Why we totally admired and adored this rare combination of a charismatic star, and a robust comedian on screen, back in the '90s
A still from Govinda's latest comeback Aa Gaya Hero
If I had my way, I'd derive all my life's lessons from Govinda. Except there was little time when we first met over a decade ago at his Juhu apartment. Since I've been a journalist, actor Govinda's career has only been on a downward spiral. Which is a pity, yes, yet a whole lot better than how the actor would have started out.
In a story of highs and lows that can only be best described through residential addresses in Mumbai, Govinda's family once lived on Bandra's posh Carter Road.
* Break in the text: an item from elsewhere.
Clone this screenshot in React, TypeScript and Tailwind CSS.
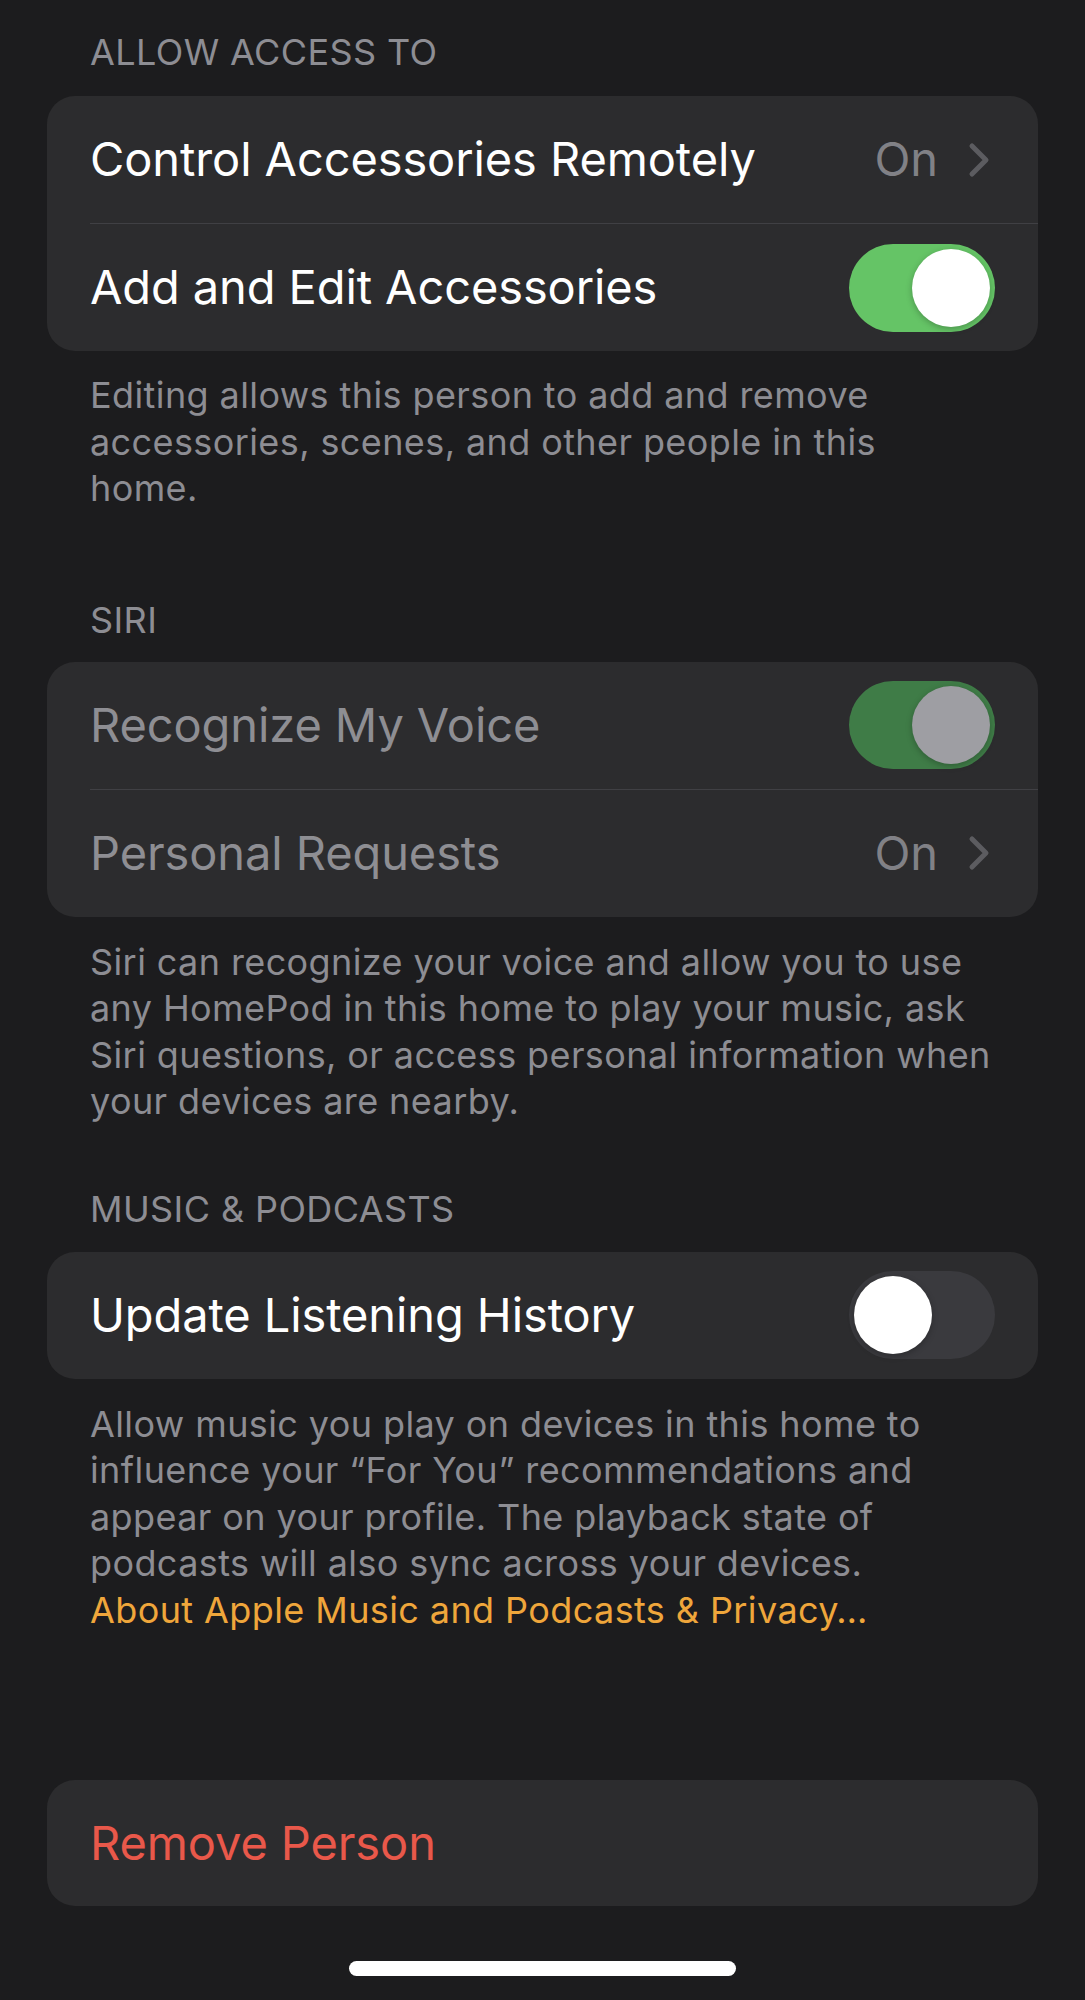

His father Arun was an actor, who starred in Aurat-Mehboob Khan's early version of the Oscar-nominated Mother India. As his stars began to fade, Arun had to move to Vile Parle. Eventually, when he lost all his money as a producer, he had to make do with a chawl in Virar, where Govinda was born. This is why Govinda Ahuja is often known as 'Virar ka chokra'.
Why people get over-familiar and call him Chi-Chi annoyed him no end, he told me. As to why people go after him in the first place - writing his career obituaries, taking him to task for turning up late on sets - he said his mom once told him, "Log tumhare peeche padein hain? Matlab tum aage ho (People are after you? Means you're ahead)!" What a lovely line, I thought, as we continued chatting. A gentleman - director of one of Govinda's forthcoming duds-who had actually taken me to his place, was listening to the conversation rather impatiently.
When Govinda left the room briefly, that director started blasting me, since I hadn't asked a single question about his film. I said the interview wasn't over yet. Also, we hadn't agreed on a scripted chat. This got the fellow even more belligerent, and he almost had me by the collar, when Govinda returned to the room.
"Kya baat hai (What's up)?" he asked the director. The director told him what the issue was. Govinda became quiet for a second, and then delivered the stellar line, "Iss duniya mein sab apna bhajiya tal rahein hai. Tu apna bhajiya tal. Aur isko apna bhajiya talne de (Everyone's frying their own pakodas on this planet. You fry yours. Let him fry his)!" It's the sort of pop-philosophy that has held me in good stead.
I'm glad Govinda, that rare combination of charismatic star, and a comedian from the '90s, had put it this well. What was so great about Govinda that we loved him so much? At a time when the affluent, urbane Indians had begun to shun Bollywood - or considered it too crass, low brow, and beneath them to acknowledge their love for Hindi films openly - Govinda stood out for his unpretentious, unapologetic desi swagger, cocking a snook. You couldn't help but notice him. He couldn't care less that his English was no good, rattling off, "Ooh, aaj mera happy burday hai," as a rich man's son in Hero No. 1. We see comedian Kapil Sharma similarly poke fun at his own English, which is just as poor as most of India's. Except, given the language is a marker for class, Kapil, like Govinda, can use it as tool to subvert, and connect with audiences, exuding self-confidence at the same time.
Only someone as comfy in his skin as Govinda could step into the screen always dressed in a rainbow - red pants, yellow shirt, dark glasses - and get away with it. You simply couldn't take your eyes off him while he hammed it up, shot quick repartees, sometimes changed his voice (the 'uncle act' in Haseena Maan Jayegi is a masterpiece), but mostly carry the whole film on his theatrical antics.
Directors who grew up in the '90s realise this about Govinda. Which is why Shaad Ali brings him back as the star attraction in Kill Dil (2014). As do Raj & DK in Happy Ending (2014). Govinda was incidentally the first choice for Rishi Kapoor's role in Zoya Akhtar's Luck By Chance (2009). These movies of course are very different from what he used to do in the '90s. How is it that we could all love his films then, but they'd be hard to sit through if made now? It was the conviction on his and the filmmakers' part. For whatever it's worth, you knew they were delivering what they knew to be the best. We didn't know any better. Given all the exposure, a similar film now would merely be a public declaration that the filmmakers believe the audience is an insulated moron.
The last time I distinctly remember watching Govinda on big screen was in a film called Raja Bhaiya (2003) that had released in theatres without even being completely shot-you see people getting into a discotheque, next scene you see them at a police station, the scene where a fight must've taken place doesn't exist. And I've just returned from his supposed comeback, Aa Gaya Hero, which makes Raja Bhaiya look better. My head hurts. But then again, he's 'taloing' his bhajiya. So what, if we can't bear to watch him do it anymore.